Zij draagt als opschrift 4 jaartallen, te weten 1382, 1819, 1878 en 1950. Verder het dorpswapen van Stedum en een gedicht: ‘Uit eendracht geboren. Volk hoor naar mijn stem. Uw vrijheid herboren, wijd, dank die aan Hem’ . Deze grote luidklok weegt 2950 pond en is gestemd in de toon Es. Op 22-02-1951 werd zij gegoten en ingeluid op 11-05-1951.
De kleinere Mariaklok is gelukkig wel teruggekomen na de oorlog.
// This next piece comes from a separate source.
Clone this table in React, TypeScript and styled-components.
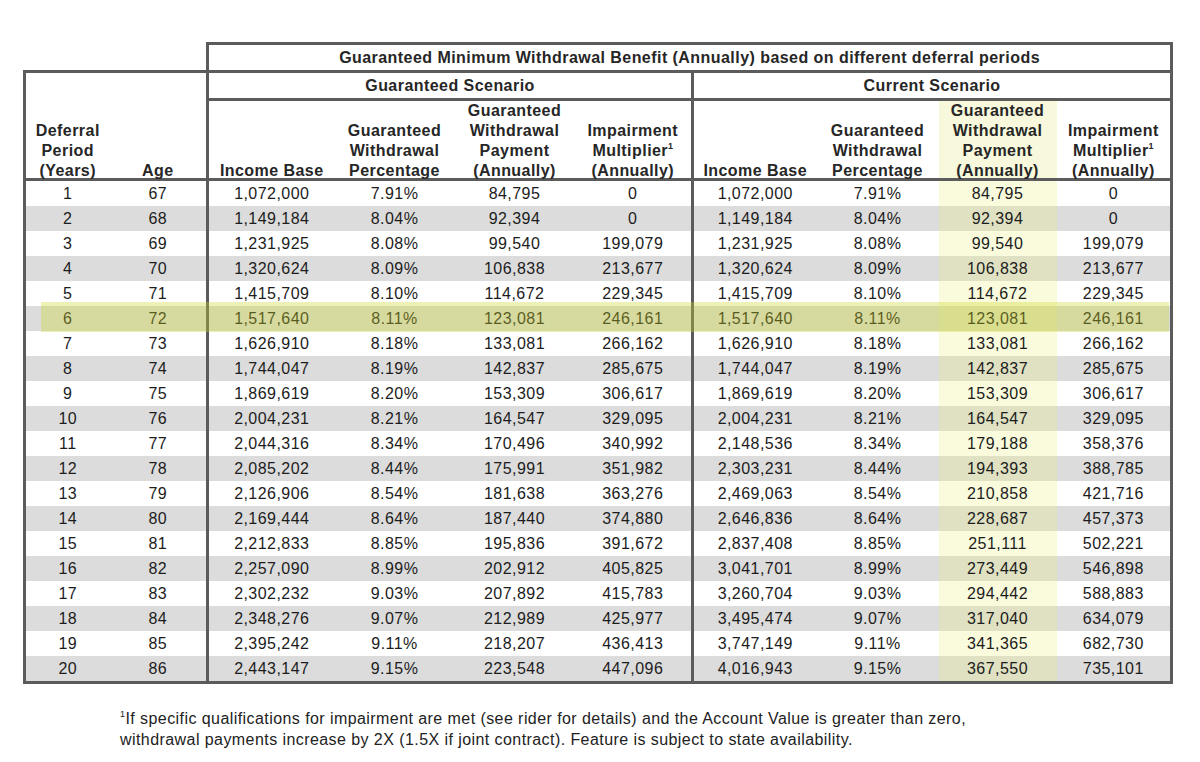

Zij is gedateerd 1300 en is daarmee de oudste gedateerde klok in de provincie Groningen. Zij wordt dagelijks drie keer geluid en op bijzondere dagen, zoals Kerst, Pasen, Pinksteren en bij begrafenissen. De tekst op deze klok van het oude kelkvormige type is:
‘Anno dni MCCC tepe inventionis sce crucis fusa sum’, dat is: ‘in het jaar onzes Heren 1300, ten tijde van het vinden van het heilig kruis, ben ik gegoten’. Onder ‘Anno’ staat nog zeer flauw het opschrift: ‘XPC Nobiscum Etate’, wat betekent: ‘Christus (zij) met ons tot in eeuwigheid’. Op twee zijden van de klok staat een z.g.n. Mariamonogram, terwijl ze geheel met ruiten bedekt is.
Eind 2003 is deze Mariaklok, samen met de Lopster klokken, naar het zuid-Duitse Nördlingen vervoerd om gerestaureerd te worden door de fa. Lachenmeyer. Door jarenlang gebruik te maken van een ‘vallende’ klepel was er schade ontstaan. Scheuring dreigde. Na de restauratie is de klok, met een nieuwe klepel, weer opgehangen volgens het aloude ‘vliegende’ klepel-systeem. De klok heeft bij de restauratie wel de oude patina-laag grotendeels verloren. De keus daarbij was: óf met patina laten hangen en nooit meer luiden, óf restaureren maar met verlies van patina en wel weer luiden. Gekozen is voor het laatste.